Contextualisation

Back to the history and culture, we went to the Tokyo National Museum, which according to our guidebooks is the one to go to if you only see one, and I can understand why.

Up a few stops on the metro and we pop out at Ueno, a bit of confusion later (JR local, shinkansen and metro lines tangled up with three levels of foot bridges and two levels underground) and we’re in Ueno park, with quite a few museums on its grounds, and some lovely old buildings too.

With artifacts spanning from earliest beginnings in the Joemon period some 6000 to 500 BC, all the way to the Meiji restoration it was a good outline to japanese history as a whole that helped put some weight behind the history podcasts I’d heard. It was also nice where we could slot in those areas we’d come across elsewhere on the trip, like a gift given in Ehime, the province in which Matsuyama was based. We even had a go at some caligraphy, and were reminded that it can take years to master as ours didn’t seem to match up to the examples…
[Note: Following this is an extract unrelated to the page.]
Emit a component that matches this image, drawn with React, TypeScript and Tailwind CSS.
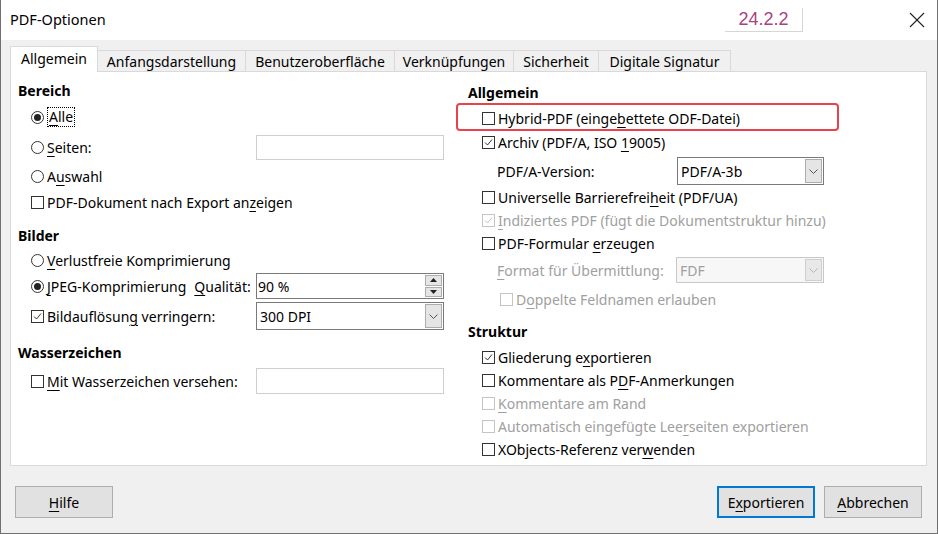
import React from 'react';

const font = {fontFamily: '"Noto Sans", "Open Sans", sans-serif'};

function U({children}: {children: React.ReactNode}) {
  return <span className="underline decoration-1 underline-offset-[3px]">{children}</span>;
}

function CheckBox({checked, disabled}: {checked?: boolean; disabled?: boolean}) {
  return (
    <span
      className={
        'flex h-[13px] w-[13px] shrink-0 items-center justify-center border bg-white ' +
        (disabled ? 'border-[#c4c4c4]' : 'border-[#333333]')
      }
    >
      {checked && (
        <svg width="9" height="9" viewBox="0 0 9 9">
          <polyline
            points="1,4.5 3.5,7 8,1.5"
            fill="none"
            stroke={disabled ? '#c4c4c4' : '#333333'}
            strokeWidth="1"
          />
        </svg>
      )}
    </span>
  );
}

function Radio({checked}: {checked?: boolean}) {
  return (
    <span className="flex h-[13px] w-[13px] shrink-0 items-center justify-center rounded-full border border-[#333333] bg-white">
      {checked && <span className="h-[7px] w-[7px] rounded-full bg-[#222222]" />}
    </span>
  );
}

function Chevron({color = '#555555'}: {color?: string}) {
  return (
    <svg width="9" height="5" viewBox="0 0 9 5">
      <polyline points="0.5,0.5 4.5,4.5 8.5,0.5" fill="none" stroke={color} strokeWidth="1" />
    </svg>
  );
}

function Select({value, width, height = 'h-[27px]', disabled}: {value: string; width: string; height?: string; disabled?: boolean}) {
  return (
    <div
      className={
        'flex items-stretch border ' +
        width +
        ' ' +
        height +
        (disabled ? ' border-[#c8c8c8] bg-[#f7f7f7] text-[#a0a0a0]' : ' border-[#7a7a7a] bg-white')
      }
    >
      <span className="flex flex-1 items-center pl-[3px]">{value}</span>
      <span
        className={
          'm-px flex w-[17px] items-center justify-center border ' +
          (disabled ? 'border-[#cfcfcf] bg-[#e8e8e8]' : 'border-[#adadad] bg-[#e5e5e5]')
        }
      >
        <Chevron color={disabled ? '#b5b5b5' : '#555555'} />
      </span>
    </div>
  );
}

function Heading({children, className = ''}: {children: React.ReactNode; className?: string}) {
  return <div className={'flex h-[22px] items-center font-bold ' + className}>{children}</div>;
}

function CheckRow({
  children,
  checked,
  disabled,
  className = '',
}: {
  children: React.ReactNode;
  checked?: boolean;
  disabled?: boolean;
  className?: string;
}) {
  return (
    <div className={'flex items-center gap-[3px] ' + (disabled ? 'text-[#a0a0a0] ' : '') + className}>
      <CheckBox checked={checked} disabled={disabled} />
      <span>{children}</span>
    </div>
  );
}

function RadioRow({children, checked}: {children: React.ReactNode; checked?: boolean}) {
  return (
    <div className="flex items-center gap-[3px]">
      <Radio checked={checked} />
      <span>{children}</span>
    </div>
  );
}

const tabs = [
  {label: 'Anfangsdarstellung', w: 'w-[148px]'},
  {label: 'Benutzeroberfläche', w: 'w-[149px]'},
  {label: 'Verknüpfungen', w: 'w-[119px]'},
  {label: 'Sicherheit', w: 'w-[85px]'},
  {label: 'Digitale Signatur', w: 'w-[132px]'},
];

function Button({children, focused, className = ''}: {children: React.ReactNode; focused?: boolean; className?: string}) {
  return (
    <div
      className={
        'flex h-[32px] w-[98px] items-center justify-center bg-[#e1e1e1] ' +
        (focused ? 'border-2 border-[#0078d7]' : 'border border-[#adadad]') +
        ' ' +
        className
      }
    >
      {children}
    </div>
  );
}

export default function App() {
  return (
    <div
      style={font}
      className="flex h-[534px] w-[938px] flex-col border-x border-b border-[#707070] bg-[#f0f0f0] text-[14px] text-black"
    >
      {/* title bar */}
      <div className="flex h-[40px] shrink-0 items-center bg-white">
        <span className="ml-[9px] text-[14.5px]">PDF-Optionen</span>
        <div
          className="ml-auto mr-[106px] flex h-[24px] w-[78px] items-center justify-center border-b border-r border-[#d6d6d6] text-[18px] text-[#a8437f]"
          style={{fontFamily: '"Liberation Sans", Arial, sans-serif'}}
        >
          24.2.2
        </div>
        <svg className="mr-[12px]" width="16" height="16" viewBox="0 0 16 16">
          <line x1="1" y1="1" x2="15" y2="15" stroke="#222" strokeWidth="1.1" />
          <line x1="15" y1="1" x2="1" y2="15" stroke="#222" strokeWidth="1.1" />
        </svg>
      </div>

      {/* tabs */}
      <div className="ml-[9px] mt-[6px] flex h-[25px] items-end">
        <div className="relative z-10 -mb-px flex h-[26px] w-[88px] items-center justify-center border-x border-t border-[#d9d9d9] bg-white pb-[2px]">
          Allgemein
        </div>
        {tabs.map(t => (
          <div
            key={t.label}
            className={'flex h-[21px] items-center justify-center border-r border-t border-[#d9d9d9] bg-[#f0f0f0] ' + t.w}
          >
            {t.label}
          </div>
        ))}
      </div>

      {/* panel */}
      <div className="ml-[9px] flex h-[395px] w-[917px] border border-[#d9d9d9] bg-white pt-[7px]">
        {/* left column */}
        <div className="ml-[7px] flex w-[426px] flex-col">
          <Heading>Bereich</Heading>
          <div className="mt-[3px] flex h-[26px] items-center pl-[13px]">
            <div className="flex items-center gap-[3px]">
              <Radio checked />
              <span className="border border-dotted border-black px-px leading-[18px]">
                <U>A</U>lle
              </span>
            </div>
          </div>
          <div className="mt-[4px] flex h-[26px] items-center">
            <div className="w-[238px] pl-[13px]">
              <RadioRow>
                <U>S</U>eiten:
              </RadioRow>
            </div>
            <div className="h-[25px] w-[188px] border border-[#cfcfcf] bg-white" />
          </div>
          <div className="mt-[3px] flex h-[26px] items-center pl-[13px]">
            <RadioRow>
              A<U>u</U>swahl
            </RadioRow>
          </div>
          <div className="mt-[1px] flex h-[24px] items-center pl-[13px]">
            <CheckRow>
              PDF-Dokument nach Export an<U>z</U>eigen
            </CheckRow>
          </div>

          <Heading className="mt-[10px]">Bilder</Heading>
          <div className="mt-[2px] flex h-[24px] items-center pl-[13px]">
            <RadioRow>
              <U>V</U>erlustfreie Komprimierung
            </RadioRow>
          </div>
          <div className="mt-[1px] flex h-[26px] items-center">
            <div className="flex w-[238px] items-center gap-[8px] pl-[13px]">
              <RadioRow checked>
                <U>J</U>PEG-Komprimierung
              </RadioRow>
              <span>
                <U>Q</U>ualität:
              </span>
            </div>
            <div className="flex h-[26px] w-[188px] items-stretch border border-[#7a7a7a] bg-white">
              <span className="flex flex-1 items-center pl-[1px]">90 %</span>
              <div className="my-px mr-px flex w-[17px] flex-col gap-px">
                <span className="flex flex-1 items-center justify-center border border-[#adadad] bg-[#e5e5e5]">
                  <svg width="7" height="4" viewBox="0 0 7 4">
                    <polygon points="0,4 3.5,0 7,4" fill="#222" />
                  </svg>
                </span>
                <span className="flex flex-1 items-center justify-center border border-[#adadad] bg-[#e5e5e5]">
                  <svg width="7" height="4" viewBox="0 0 7 4">
                    <polygon points="0,0 3.5,4 7,0" fill="#222" />
                  </svg>
                </span>
              </div>
            </div>
          </div>
          <div className="mt-[3px] flex h-[28px] items-center">
            <div className="w-[238px] pl-[13px]">
              <CheckRow checked>
                Bildauflösun<U>g</U> verringern:
              </CheckRow>
            </div>
            <Select value="300 DPI" width="w-[188px]" height="h-[28px]" />
          </div>

          <Heading className="mt-[11px]">Wasserzeichen</Heading>
          <div className="mt-[5px] flex h-[26px] items-center">
            <div className="w-[238px] pl-[13px]">
              <CheckRow>
                <U>M</U>it Wasserzeichen versehen:
              </CheckRow>
            </div>
            <div className="h-[26px] w-[188px] border border-[#cfcfcf] bg-white" />
          </div>
        </div>

        {/* right column */}
        <div className="ml-[24px] flex w-[420px] flex-col">
          <Heading className="mt-[2px]">Allgemein</Heading>
          <div className="-ml-[12px] flex h-[28px] w-[383px] items-center rounded-[4px] border-2 border-[#e8434b] pl-[24px] pt-[2px]">
            <CheckRow>
              Hybrid-PDF (einge<U>b</U>ettete ODF-Datei)
            </CheckRow>
          </div>
          <CheckRow checked className="h-[23px] pl-[14px]">
            Archiv (PDF/A, ISO <U>1</U>9005)
          </CheckRow>
          <div className="mt-[3px] flex h-[28px] items-center">
            <span className="w-[209px] pl-[29px]">PDF/A-Version:</span>
            <Select value="PDF/A-3b" width="w-[147px]" height="h-[28px]" />
          </div>
          <CheckRow className="h-[24px] pl-[14px]">
            Universelle Barrierefrei<U>h</U>eit (PDF/UA)
          </CheckRow>
          <CheckRow checked disabled className="h-[23px] pl-[14px]">
            <U>I</U>ndiziertes PDF (fügt die Dokumentstruktur hinzu)
          </CheckRow>
          <CheckRow className="h-[23px] pl-[14px]">
            PDF-Formular <U>e</U>rzeugen
          </CheckRow>
          <div className="mt-[2px] flex h-[26px] items-center">
            <span className="w-[208px] pl-[29px] text-[#a0a0a0]">
              <U>F</U>ormat für Übermittlung:
            </span>
            <Select value="FDF" width="w-[148px]" height="h-[26px]" disabled />
          </div>
          <CheckRow disabled className="mt-[3px] h-[26px] pl-[32px]">
            D<U>o</U>ppelte Feldnamen erlauben
          </CheckRow>

          <Heading className="mt-[8px]">Struktur</Heading>
          <CheckRow checked className="mt-[3px] h-[24px] pl-[14px]">
            Gliederung e<U>x</U>portieren
          </CheckRow>
          <CheckRow className="h-[23px] pl-[14px]">
            Kommentare als P<U>D</U>F-Anmerkungen
          </CheckRow>
          <CheckRow disabled className="h-[23px] pl-[14px]">
            <U>K</U>ommentare am Rand
          </CheckRow>
          <CheckRow disabled className="h-[23px] pl-[14px]">
            Automatisch eingefügte Lee<U>r</U>seiten exportieren
          </CheckRow>
          <CheckRow className="h-[23px] pl-[14px]">
            XObjects-Referenz ver<U>w</U>enden
          </CheckRow>
        </div>
      </div>

      {/* buttons */}
      <div className="mt-[20px] flex items-center">
        <Button className="ml-[14px]">
          <span>
            <U>H</U>ilfe
          </span>
        </Button>
        <Button focused className="ml-auto">
          <span>
            E<U>x</U>portieren
          </span>
        </Button>
        <Button className="ml-[9px] mr-[15px]">
          <span>
            <U>A</U>bbrechen
          </span>
        </Button>
      </div>
    </div>
  );
}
Pottery, paintings as gifts to friends, intricate lacquer ware, beautiful hairpins, flashy armour, camphor wood statues, scrolls of calligraphy, and finely made blades all on display. There was some really interesting stuff in there.

祭ですよ!

Our thirst for history slated for the time being, we returned to the hotel. In the evening we went out in search of dinner and stumbled upon a festival in progress, men out wearing happi throwing an ornate totem around. We had never noticed the shrine behind our hotel and now a whole block’s worth of back streets were pedestrianised and lit up in its honour.